PURE EVIL “We’re trying to pull all of the awesome musical moments you hear on a black-metal CD and have it be that way all the time,” says Nick McMaster (left).
“I’d like you to clarify a bit more exactly what you mean by ‘go off the rails.’ ” I’m speaking to Nick McMaster, bassist for Krallice — I hesitate to say “interviewing,” because moments like this, where he’s asking me for clarification, make it hard to say who is the interviewer and who is the subject. I’m trying to get a sense of where his band are coming from when they compose their music: dense and sprawling splatterworks that are confined within a metal subgenre and yet boundlessly unfettered. What I discover is that, within the world of the New York–based Krallice (who come to Great Scott's this Tuesday), a rigorously self-enforced orthodoxy coupled with some serious overthinking can result in some of the most emotionally cathartic and wildly insane music ever made.
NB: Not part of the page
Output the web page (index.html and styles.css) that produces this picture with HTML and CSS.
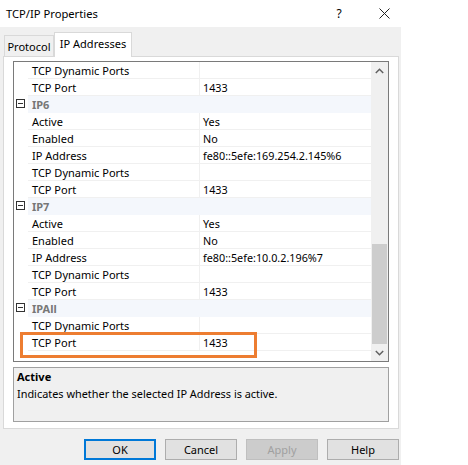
FILE: index.html
```html
<!DOCTYPE html>
<html>
<head>
<meta charset="utf-8">
<link rel="stylesheet" href="styles.css">
</head>
<body>
<div class="titlebar">
  <span class="title">TCP/IP Properties</span>
  <span class="cap-btn help">?</span>
  <span class="cap-btn close">
    <svg width="11" height="11" viewBox="0 0 11 11"><path d="M0.5 0.5L10.5 10.5M10.5 0.5L0.5 10.5" stroke="#222" stroke-width="1" fill="none"/></svg>
  </span>
</div>
<div class="dialog">
  <div class="tabs">
    <div class="tab">Protocol</div>
    <div class="tab selected">IP Addresses</div>
  </div>
  <div class="tabpage">
    <div class="grid">
      <div class="props">
        <div class="row"><span class="gutter"></span><span class="name">TCP Dynamic Ports</span><span class="value"></span></div>
        <div class="row"><span class="gutter"></span><span class="name">TCP Port</span><span class="value">1433</span></div>
        <div class="row cat"><span class="gutter"><i class="minus"></i></span><span class="catname">IP6</span></div>
        <div class="row"><span class="gutter"></span><span class="name">Active</span><span class="value">Yes</span></div>
        <div class="row"><span class="gutter"></span><span class="name">Enabled</span><span class="value">No</span></div>
        <div class="row"><span class="gutter"></span><span class="name">IP Address</span><span class="value">fe80::5efe:169.254.2.145%6</span></div>
        <div class="row"><span class="gutter"></span><span class="name">TCP Dynamic Ports</span><span class="value"></span></div>
        <div class="row"><span class="gutter"></span><span class="name">TCP Port</span><span class="value">1433</span></div>
        <div class="row cat"><span class="gutter"><i class="minus"></i></span><span class="catname">IP7</span></div>
        <div class="row"><span class="gutter"></span><span class="name">Active</span><span class="value">Yes</span></div>
        <div class="row"><span class="gutter"></span><span class="name">Enabled</span><span class="value">No</span></div>
        <div class="row"><span class="gutter"></span><span class="name">IP Address</span><span class="value">fe80::5efe:10.0.2.196%7</span></div>
        <div class="row"><span class="gutter"></span><span class="name">TCP Dynamic Ports</span><span class="value"></span></div>
        <div class="row"><span class="gutter"></span><span class="name">TCP Port</span><span class="value">1433</span></div>
        <div class="row cat"><span class="gutter"><i class="minus"></i></span><span class="catname">IPAll</span></div>
        <div class="row"><span class="gutter"></span><span class="name">TCP Dynamic Ports</span><span class="value"></span></div>
        <div class="row"><span class="gutter"></span><span class="name">TCP Port</span><span class="value">1433</span></div>
      </div>
      <div class="scrollbar">
        <div class="arrow">
          <svg width="9" height="6" viewBox="0 0 9 6"><path d="M0.8 5L4.5 1.3L8.2 5" stroke="#606060" stroke-width="1.5" fill="none"/></svg>
        </div>
        <div class="track"><div class="thumb"></div></div>
        <div class="arrow">
          <svg width="9" height="6" viewBox="0 0 9 6"><path d="M0.8 1L4.5 4.7L8.2 1" stroke="#606060" stroke-width="1.5" fill="none"/></svg>
        </div>
      </div>
      <div class="highlight"></div>
    </div>
    <div class="desc">
      <div class="desc-title">Active</div>
      <div class="desc-text">Indicates whether the selected IP Address is active.</div>
    </div>
  </div>
  <div class="buttons">
    <button class="btn default">OK</button>
    <button class="btn">Cancel</button>
    <button class="btn disabled">Apply</button>
    <button class="btn">Help</button>
  </div>
</div>
</body>
</html>
```
FILE: styles.css
```css
html, body {
  margin: 0;
  padding: 0;
  background: #ffffff;
  font-family: "Noto Sans", "Liberation Sans", sans-serif;
  font-size: 11px;
  color: #000;
}

.titlebar {
  height: 27px;
  display: flex;
  align-items: center;
  background: #fff;
}
.title {
  padding-left: 6px;
  font-size: 11.2px;
  flex: 1;
}
.cap-btn {
  display: flex;
  justify-content: center;
  align-items: center;
  height: 27px;
}
.help {
  width: 46px;
  font-size: 12px;
  padding-left: 2px;
}
.close {
  width: 44px;
  margin-right: 62px;
}

.dialog {
  width: 401px;
  height: 438px;
  background: #f0f0f0;
}

.tabs {
  height: 29px;
  display: flex;
  align-items: flex-end;
  padding-left: 4px;
  position: relative;
  z-index: 2;
}
.tab {
  box-sizing: border-box;
  height: 21px;
  width: 50px;
  border: 1px solid #d9d9d9;
  border-bottom: none;
  display: flex;
  align-items: center;
  justify-content: center;
  background: #f0f0f0;
  padding-top: 1px;
}
.tab.selected {
  height: 25px;
  width: 78px;
  background: #ffffff;
  margin-bottom: -1px;
  padding-top: 0;
  padding-bottom: 3px;
}

.tabpage {
  position: relative;
  z-index: 1;
  margin-left: 3px;
  width: 396px;
  height: 373px;
  box-sizing: border-box;
  border: 1px solid #d9d9d9;
  background: #ffffff;
  padding: 4px 9px 6px 9px;
}

.grid {
  position: relative;
  box-sizing: border-box;
  width: 376px;
  height: 301px;
  border: 1px solid #7a7a7a;
  display: flex;
  background: #fff;
}
.props {
  flex: 1;
  overflow: hidden;
}
.row {
  display: flex;
  height: 17px;
  line-height: 16px;
}
.gutter {
  width: 14px;
  flex: none;
  position: relative;
}
.name {
  box-sizing: border-box;
  width: 172px;
  flex: none;
  padding: 1px 0 0 4px;
  border-right: 1px solid #f0f0f0;
  border-bottom: 1px solid #f0f0f0;
  white-space: nowrap;
}
.value {
  box-sizing: border-box;
  flex: 1;
  padding: 1px 0 0 3px;
  border-bottom: 1px solid #f0f0f0;
  white-space: nowrap;
  font-size: 10.8px;
}
.catname {
  flex: 1;
  background: #f4f7fc;
  padding: 1px 0 0 4px;
  color: #777777;
  font-weight: 700;
}
.minus {
  position: absolute;
  left: 2px;
  top: 3px;
  width: 9px;
  height: 9px;
  box-sizing: border-box;
  border: 1px solid #333;
  background: #fff;
}
.minus::after {
  content: "";
  position: absolute;
  left: 1px;
  right: 1px;
  top: 3px;
  height: 1px;
  background: #333;
}

.scrollbar {
  width: 17px;
  flex: none;
  display: flex;
  flex-direction: column;
  background: #f0f0f0;
}
.arrow {
  height: 17px;
  display: flex;
  align-items: center;
  justify-content: center;
}
.track {
  flex: 1;
  display: flex;
  flex-direction: column;
  justify-content: flex-end;
}
.thumb {
  height: 100px;
  margin: 0 1px;
  background: #cdcdcd;
}

.highlight {
  position: absolute;
  left: 6px;
  top: 270px;
  width: 237px;
  height: 26px;
  box-sizing: border-box;
  border: 3px solid #ed7d31;
}

.desc {
  margin-top: 5px;
  box-sizing: border-box;
  height: 55px;
  border: 1px solid #a0a0a0;
  background: #f0f0f0;
  padding: 0 3px;
  line-height: 17px;
}
.desc-title {
  font-weight: 700;
}
.desc-text {
  font-size: 10.9px;
}

.buttons {
  display: flex;
  gap: 9px;
  padding: 10px 0 0 84px;
}
.btn {
  box-sizing: border-box;
  width: 72px;
  height: 21px;
  border: 1px solid #adadad;
  background: #e1e1e1;
  font-family: inherit;
  font-size: 11px;
  color: #000;
  padding: 0;
}
.btn.default {
  border: 2px solid #0078d7;
}
.btn.disabled {
  background: #cccccc;
  border-color: #bfbfbf;
  color: #a0a0a0;
}
```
Unlike other genres, metal hasn’t evolved so much as it’s been refined, with bands taking the awesome parts of a prior generation’s metal, excising the lame parts, and distilling an ever higher potency to pour down the throats of the next wave of metal fans. “There’s never a punk moment; no ‘Fuck all that shit, we’re going to do something new,’ ” says McMaster. “That doesn’t happen in metal, and it’s what gives it great continuity.” For Krallice, this continuity has meant tackling the foreboding subsect of black metal — a realm of Satanism, murder, and ridiculous facepaint. “We’re trying to be respectful in the musical sense. We’re not trying to be one of those bands that says, ‘Metal is stupid,’ but at the same time, we’re not into dressing up. We’re trying to pull all of the awesome musical moments you hear on a black-metal CD and have it be that way all the time.”
A listen to their latest, 2009’s Dimensional Bleedthrough (Profound Lore), bears this vision out: cascading sheets of guitar meet blood-curdling screams and monstrously busy drumming in a series of never-ending terrorscapes. Although the band see their music in terms of how it fits into a larger metal universe, Krallice are as easily appreciated from a non-metal perspective, with their interlocking and repeating motifs conjuring minimalist composers like Steve Reich and Rhys Chatham rather than, say, Slayer.
“To my ears,” McMaster explains, “the single most salient aspect of our sound is the polyphony in the riffs.” Polyphony is the concept of two or more independent melodic voices, as opposed to there being just a single dominant one. Polyphony of the contrapuntal variety is what you hear in Bach, but in the hands of guitarists Mick Barr and Colin Marston, it allows Krallice to emit punishing sound valleys without resorting to the usual twin unison riffage that typifies metal guitar. To a non-metal-head, the result is not unlike, say, Sonic Youth gone metal — a comparison that I’m sure would make the band squirm.